Monday 13 May 2013

The Gateway return to unfunded pupillages?

One of the few things capable of penetrating the haze of the first stage of this year's Pupillage Gateway, from which I have finally emerged, was the latest consequence of the government's proposals to reform Criminal Legal Aid: the withdrawal of 3 leading Criminal chambers from this year's recruitment drive.

The application process is challenging and often frustrating at the best of times, identifying your 12 Gateway choices, battling mean word limits and  most difficult of all, articulating an answer to that perennial question: "why do you want to be a barrister". For those that applied to Charter, Guildhall and/or 9 Bedford Row chambers, the satisfaction at having seemingly negotiated those challenges soon turned to bitterness and resentment as those chambers withdrew from this year's application cycle, in the case of Guildhall Chambers,   as late as a week before the Gateway was due to close. There is no doubt that Charter and 9 Bedford Row withdrew as a result of the uncertainty created by the government's reforms and proposed reforms to Legal Aid. Speaking to The Lawyer earlier this month, members of Charter Chambers variously described how these reforms "destroyed the whole notion of pupillage" for those firms dependent on publicly-funded work:

“The effect of the price competitive tendering is going to destroy hundreds of law firms up and down the country who will not be able to bid for contracts and it will destroy the client base for many, many established institutions.”
Therefore:

"It is not fair to offer a pupillage to people when the uncertainty of whether there will be work for them to do is so great."
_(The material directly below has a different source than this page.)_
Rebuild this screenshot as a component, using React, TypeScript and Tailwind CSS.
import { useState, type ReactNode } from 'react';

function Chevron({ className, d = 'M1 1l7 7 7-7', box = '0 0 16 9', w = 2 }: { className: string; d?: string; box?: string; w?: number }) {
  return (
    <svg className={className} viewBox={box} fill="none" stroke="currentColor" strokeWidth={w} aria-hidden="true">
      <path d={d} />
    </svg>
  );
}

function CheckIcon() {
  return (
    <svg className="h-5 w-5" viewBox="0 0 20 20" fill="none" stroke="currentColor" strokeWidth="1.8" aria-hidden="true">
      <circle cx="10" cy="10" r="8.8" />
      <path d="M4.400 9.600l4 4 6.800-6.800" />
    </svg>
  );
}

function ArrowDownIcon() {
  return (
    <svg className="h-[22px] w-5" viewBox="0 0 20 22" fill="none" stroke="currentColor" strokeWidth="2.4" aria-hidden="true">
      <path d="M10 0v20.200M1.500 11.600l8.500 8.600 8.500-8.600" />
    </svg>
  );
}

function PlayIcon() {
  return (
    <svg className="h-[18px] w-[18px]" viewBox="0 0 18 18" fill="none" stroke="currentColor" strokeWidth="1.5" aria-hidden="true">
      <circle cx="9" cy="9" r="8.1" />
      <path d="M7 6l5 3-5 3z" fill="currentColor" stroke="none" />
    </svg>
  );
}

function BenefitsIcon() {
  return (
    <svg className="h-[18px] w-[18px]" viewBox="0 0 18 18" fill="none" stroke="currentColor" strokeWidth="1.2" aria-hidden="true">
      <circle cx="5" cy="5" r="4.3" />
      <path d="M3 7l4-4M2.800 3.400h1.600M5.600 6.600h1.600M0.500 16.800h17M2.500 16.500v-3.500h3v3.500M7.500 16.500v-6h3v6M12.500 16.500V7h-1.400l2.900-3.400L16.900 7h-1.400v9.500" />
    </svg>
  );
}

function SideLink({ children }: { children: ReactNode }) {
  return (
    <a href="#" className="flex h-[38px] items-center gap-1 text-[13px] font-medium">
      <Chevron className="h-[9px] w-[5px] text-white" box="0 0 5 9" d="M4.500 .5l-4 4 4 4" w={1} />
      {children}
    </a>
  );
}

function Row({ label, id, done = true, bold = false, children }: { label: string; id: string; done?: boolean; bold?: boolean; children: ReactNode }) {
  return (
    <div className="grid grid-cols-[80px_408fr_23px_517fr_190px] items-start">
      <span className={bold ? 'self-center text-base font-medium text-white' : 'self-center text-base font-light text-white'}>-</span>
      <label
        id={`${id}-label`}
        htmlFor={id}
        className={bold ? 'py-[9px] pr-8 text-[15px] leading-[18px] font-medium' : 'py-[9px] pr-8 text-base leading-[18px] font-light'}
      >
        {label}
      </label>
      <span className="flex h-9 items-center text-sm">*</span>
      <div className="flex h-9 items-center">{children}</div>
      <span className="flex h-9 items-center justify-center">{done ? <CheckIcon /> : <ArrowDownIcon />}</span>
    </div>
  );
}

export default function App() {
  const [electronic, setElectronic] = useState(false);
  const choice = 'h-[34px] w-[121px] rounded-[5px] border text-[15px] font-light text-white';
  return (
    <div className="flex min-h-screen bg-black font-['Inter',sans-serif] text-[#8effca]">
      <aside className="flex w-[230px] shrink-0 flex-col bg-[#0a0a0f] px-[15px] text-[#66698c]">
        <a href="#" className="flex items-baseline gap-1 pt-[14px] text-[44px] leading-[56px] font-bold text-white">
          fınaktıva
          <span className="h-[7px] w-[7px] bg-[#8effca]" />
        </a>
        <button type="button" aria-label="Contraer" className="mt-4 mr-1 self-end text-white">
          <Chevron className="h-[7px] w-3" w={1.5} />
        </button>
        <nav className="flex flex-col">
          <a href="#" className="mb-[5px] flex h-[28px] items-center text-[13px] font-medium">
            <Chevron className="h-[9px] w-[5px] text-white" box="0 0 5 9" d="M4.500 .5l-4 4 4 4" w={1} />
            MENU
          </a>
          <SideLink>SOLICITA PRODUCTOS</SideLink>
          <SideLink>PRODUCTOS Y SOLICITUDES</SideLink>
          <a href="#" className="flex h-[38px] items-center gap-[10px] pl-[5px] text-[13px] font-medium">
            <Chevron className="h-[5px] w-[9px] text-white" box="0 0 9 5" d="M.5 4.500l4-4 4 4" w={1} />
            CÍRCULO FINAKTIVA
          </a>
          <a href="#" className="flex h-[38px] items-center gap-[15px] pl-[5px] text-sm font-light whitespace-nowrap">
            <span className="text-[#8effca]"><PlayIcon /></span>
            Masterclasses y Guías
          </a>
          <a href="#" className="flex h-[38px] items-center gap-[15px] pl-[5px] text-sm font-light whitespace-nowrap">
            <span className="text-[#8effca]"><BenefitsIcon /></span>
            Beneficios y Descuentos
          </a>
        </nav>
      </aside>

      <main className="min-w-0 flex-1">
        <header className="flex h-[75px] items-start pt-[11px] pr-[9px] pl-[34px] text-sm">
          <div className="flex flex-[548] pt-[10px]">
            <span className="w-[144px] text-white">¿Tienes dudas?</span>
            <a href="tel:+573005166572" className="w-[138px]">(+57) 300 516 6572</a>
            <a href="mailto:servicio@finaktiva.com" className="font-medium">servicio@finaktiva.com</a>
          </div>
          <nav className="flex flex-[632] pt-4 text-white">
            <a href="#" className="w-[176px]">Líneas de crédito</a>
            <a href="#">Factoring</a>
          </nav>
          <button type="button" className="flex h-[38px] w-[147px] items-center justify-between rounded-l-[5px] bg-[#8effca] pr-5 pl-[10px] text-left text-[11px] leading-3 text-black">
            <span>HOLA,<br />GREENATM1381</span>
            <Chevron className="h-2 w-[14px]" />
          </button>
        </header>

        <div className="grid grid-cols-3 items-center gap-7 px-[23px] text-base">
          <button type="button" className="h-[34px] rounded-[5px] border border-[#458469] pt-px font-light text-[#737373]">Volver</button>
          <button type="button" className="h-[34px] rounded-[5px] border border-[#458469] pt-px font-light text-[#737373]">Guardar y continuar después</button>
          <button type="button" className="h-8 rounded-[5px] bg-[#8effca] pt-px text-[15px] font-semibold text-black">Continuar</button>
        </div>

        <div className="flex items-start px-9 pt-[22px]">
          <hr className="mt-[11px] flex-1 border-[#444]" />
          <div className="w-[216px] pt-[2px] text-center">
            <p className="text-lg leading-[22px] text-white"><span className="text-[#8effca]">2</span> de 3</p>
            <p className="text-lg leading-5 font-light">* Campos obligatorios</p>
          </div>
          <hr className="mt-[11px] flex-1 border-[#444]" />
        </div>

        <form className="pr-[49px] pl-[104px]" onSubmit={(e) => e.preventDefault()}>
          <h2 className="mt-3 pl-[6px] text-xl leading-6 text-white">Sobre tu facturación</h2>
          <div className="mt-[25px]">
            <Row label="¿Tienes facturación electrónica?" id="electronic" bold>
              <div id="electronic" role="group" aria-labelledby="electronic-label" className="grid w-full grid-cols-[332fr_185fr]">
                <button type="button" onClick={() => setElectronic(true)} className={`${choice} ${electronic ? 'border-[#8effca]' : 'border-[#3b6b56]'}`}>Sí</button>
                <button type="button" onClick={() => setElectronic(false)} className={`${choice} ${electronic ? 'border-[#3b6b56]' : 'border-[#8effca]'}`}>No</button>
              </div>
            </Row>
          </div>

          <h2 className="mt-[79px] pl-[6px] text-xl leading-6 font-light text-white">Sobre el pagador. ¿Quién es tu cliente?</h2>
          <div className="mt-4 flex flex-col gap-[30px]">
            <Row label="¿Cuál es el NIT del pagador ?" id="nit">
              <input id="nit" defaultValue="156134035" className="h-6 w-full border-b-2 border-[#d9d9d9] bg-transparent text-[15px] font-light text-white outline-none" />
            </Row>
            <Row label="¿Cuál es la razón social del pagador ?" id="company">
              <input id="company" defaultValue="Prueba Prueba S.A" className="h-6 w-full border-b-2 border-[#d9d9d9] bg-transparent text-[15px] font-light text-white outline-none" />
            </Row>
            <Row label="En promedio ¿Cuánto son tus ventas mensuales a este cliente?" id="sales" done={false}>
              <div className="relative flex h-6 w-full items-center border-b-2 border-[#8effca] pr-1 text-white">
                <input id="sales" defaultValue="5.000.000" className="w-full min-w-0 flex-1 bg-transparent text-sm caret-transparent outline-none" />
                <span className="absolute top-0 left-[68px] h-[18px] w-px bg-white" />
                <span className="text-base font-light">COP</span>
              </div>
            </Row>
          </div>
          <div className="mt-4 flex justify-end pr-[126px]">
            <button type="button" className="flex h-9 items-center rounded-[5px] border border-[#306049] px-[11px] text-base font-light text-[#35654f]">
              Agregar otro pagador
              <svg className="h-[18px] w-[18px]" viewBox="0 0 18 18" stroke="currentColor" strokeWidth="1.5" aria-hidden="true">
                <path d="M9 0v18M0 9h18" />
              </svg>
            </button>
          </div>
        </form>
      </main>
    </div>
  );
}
9 Bedford Row, the chambers of Anthony Berry QC, were even more eviscerating of the proposals in a statement last week:

"We are dismayed at the government's proposals which will wreak havoc on our
criminal justice system. Client choice will be destroyed, the quality of criminal
advocacy will decline dramatically, the criminal bar will have no future, the system
will become less efficient and miscarriages of justice will more regularly occur. It is
an unfortunate consequence of the uncertainty created by the government that we are
unable to offer pupillages at present."
  
 We can only assume that Guildhall Chambers was similarly motivated but it is surely no great leap to link the events together. What is clear, is that this is the start of what Michael Turner QC, the Chairman of the Criminal Bar Association foreshadowed in his speech to aspiring barristers at a seminar of making successful pupillage applications in March:

"the long and subtle road started by the previous government, to the extinction of an independent legal profession." 
When the availability of pupillage is already outstripped 8 to 1 by demand, where the criminal bar already provides more training opportunities than any other, the disappearance of these opportunities must be a cause for concern. It was three chambers this year but how many more will it be next year or the year after? And how long will it be before, as the LAPSO and Jackson Reforms start to really bite, will it be before civil sets start withdrawing from pupillage recruitment?
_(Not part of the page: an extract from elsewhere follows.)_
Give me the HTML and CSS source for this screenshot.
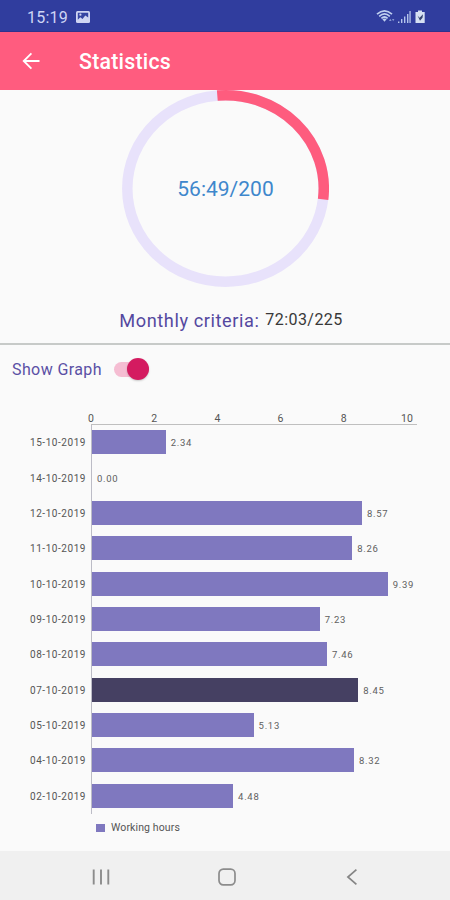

Again we see the implicit government mantra at work: you can have it if you can afford it or get someone else to pay for it for you. In other words, if you want to practice commercial law, whose chambers have no difficulty in funding pupillages, then fine. Especially, when those advocates help maintain our position as legal playground for the oligarchs of the world. If, on the other hand, you want to represent ordinary people, keep the innocent from prison or force the government to adhere to its international obligations, forget it. There is a recession on you know.


That as it may be, am I the only one wondering if this will ultimately lead to the return of the unfunded pupillage? It would undoubtedly be a retrograde step. Unfunded pupillages are essentially a luxury for those of means or for those fortunate enough to secure funding through scholarships. They do nothing for the fledgling cause of increasing accessibility of the profession, which is the reason that the Bar Council introduced minimum pupillage awards in the first place. But if the alternative is legal training being provided by an Eddie Stobart subsidiary; or supermarket franchise; or whatever other Frankestine of legal service provision that the Legal Services Act is prepared to countenance, would it be such a bad thing?
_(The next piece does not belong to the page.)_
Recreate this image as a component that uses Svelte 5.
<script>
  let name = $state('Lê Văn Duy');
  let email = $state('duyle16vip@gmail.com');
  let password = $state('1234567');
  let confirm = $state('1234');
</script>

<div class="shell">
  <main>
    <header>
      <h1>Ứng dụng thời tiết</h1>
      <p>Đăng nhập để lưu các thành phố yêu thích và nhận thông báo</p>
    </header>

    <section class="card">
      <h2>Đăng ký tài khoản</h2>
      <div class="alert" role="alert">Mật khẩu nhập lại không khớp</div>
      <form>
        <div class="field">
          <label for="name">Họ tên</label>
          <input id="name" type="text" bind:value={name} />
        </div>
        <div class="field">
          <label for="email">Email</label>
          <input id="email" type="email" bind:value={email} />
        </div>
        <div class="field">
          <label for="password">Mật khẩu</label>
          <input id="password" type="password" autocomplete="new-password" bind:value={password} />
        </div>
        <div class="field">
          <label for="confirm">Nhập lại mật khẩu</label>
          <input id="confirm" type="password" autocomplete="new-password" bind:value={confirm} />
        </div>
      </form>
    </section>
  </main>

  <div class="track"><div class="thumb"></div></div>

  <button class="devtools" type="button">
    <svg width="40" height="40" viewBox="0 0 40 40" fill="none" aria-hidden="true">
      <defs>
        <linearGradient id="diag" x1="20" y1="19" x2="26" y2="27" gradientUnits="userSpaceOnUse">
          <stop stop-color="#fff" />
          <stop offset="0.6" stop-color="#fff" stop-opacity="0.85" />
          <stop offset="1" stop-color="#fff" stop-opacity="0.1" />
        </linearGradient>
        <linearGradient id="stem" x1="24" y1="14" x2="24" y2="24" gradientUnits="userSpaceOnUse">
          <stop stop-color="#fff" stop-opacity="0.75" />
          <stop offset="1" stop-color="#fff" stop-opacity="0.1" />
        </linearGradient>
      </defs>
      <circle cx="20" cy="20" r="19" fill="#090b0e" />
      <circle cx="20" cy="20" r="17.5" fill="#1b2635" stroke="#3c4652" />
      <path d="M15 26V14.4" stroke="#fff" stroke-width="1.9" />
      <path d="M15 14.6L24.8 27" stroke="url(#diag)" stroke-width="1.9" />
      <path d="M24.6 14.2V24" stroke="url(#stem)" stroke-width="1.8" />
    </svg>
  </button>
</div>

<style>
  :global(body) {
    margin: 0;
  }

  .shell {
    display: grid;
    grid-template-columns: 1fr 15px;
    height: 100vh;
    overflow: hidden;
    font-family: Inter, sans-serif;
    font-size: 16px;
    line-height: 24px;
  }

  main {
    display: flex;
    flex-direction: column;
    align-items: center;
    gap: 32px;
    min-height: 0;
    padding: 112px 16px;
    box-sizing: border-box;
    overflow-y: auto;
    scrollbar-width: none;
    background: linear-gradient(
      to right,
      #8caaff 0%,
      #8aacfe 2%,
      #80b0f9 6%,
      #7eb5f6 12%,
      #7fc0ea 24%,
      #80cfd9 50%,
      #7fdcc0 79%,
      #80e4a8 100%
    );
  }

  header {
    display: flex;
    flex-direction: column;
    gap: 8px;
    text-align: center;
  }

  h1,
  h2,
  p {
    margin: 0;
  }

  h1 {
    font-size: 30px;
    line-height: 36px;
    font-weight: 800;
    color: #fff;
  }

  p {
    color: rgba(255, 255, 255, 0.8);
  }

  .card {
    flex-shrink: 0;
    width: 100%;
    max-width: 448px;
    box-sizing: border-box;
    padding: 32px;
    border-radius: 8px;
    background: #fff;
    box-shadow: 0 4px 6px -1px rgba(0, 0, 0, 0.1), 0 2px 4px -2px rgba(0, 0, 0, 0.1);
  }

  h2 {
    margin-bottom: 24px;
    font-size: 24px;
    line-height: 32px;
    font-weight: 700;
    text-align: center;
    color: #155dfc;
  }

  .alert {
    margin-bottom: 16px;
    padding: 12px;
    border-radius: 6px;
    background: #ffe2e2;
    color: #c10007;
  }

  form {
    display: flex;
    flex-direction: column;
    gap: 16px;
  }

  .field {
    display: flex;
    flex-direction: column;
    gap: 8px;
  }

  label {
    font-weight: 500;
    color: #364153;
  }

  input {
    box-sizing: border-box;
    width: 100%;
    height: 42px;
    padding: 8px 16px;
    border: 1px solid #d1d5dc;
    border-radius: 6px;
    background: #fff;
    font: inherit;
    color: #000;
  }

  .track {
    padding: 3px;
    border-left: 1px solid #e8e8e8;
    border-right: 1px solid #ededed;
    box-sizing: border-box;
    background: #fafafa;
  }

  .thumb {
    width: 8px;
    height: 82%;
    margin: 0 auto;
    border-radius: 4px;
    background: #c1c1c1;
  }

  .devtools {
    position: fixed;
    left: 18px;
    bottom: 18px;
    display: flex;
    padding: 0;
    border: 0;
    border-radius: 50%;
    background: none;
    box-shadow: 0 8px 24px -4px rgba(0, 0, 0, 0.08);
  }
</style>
Well yes, it would be. Not just because unfunded pupillages are objectionable on principle but because their return would be a further sign of a decline in the robustness of our legal system in the face of a belligerent policy that is no less damaging for its foundation of baseless rhetoric. But of course, unfunded pupillages are pointless if there is no work for a new tenant to do. And of course, new tenants are the last thing the government wants to see, at least the ones that, one way or other, cost them money. On the other hand, "kill off the trainees and the profession will be left to wither on the vine and die."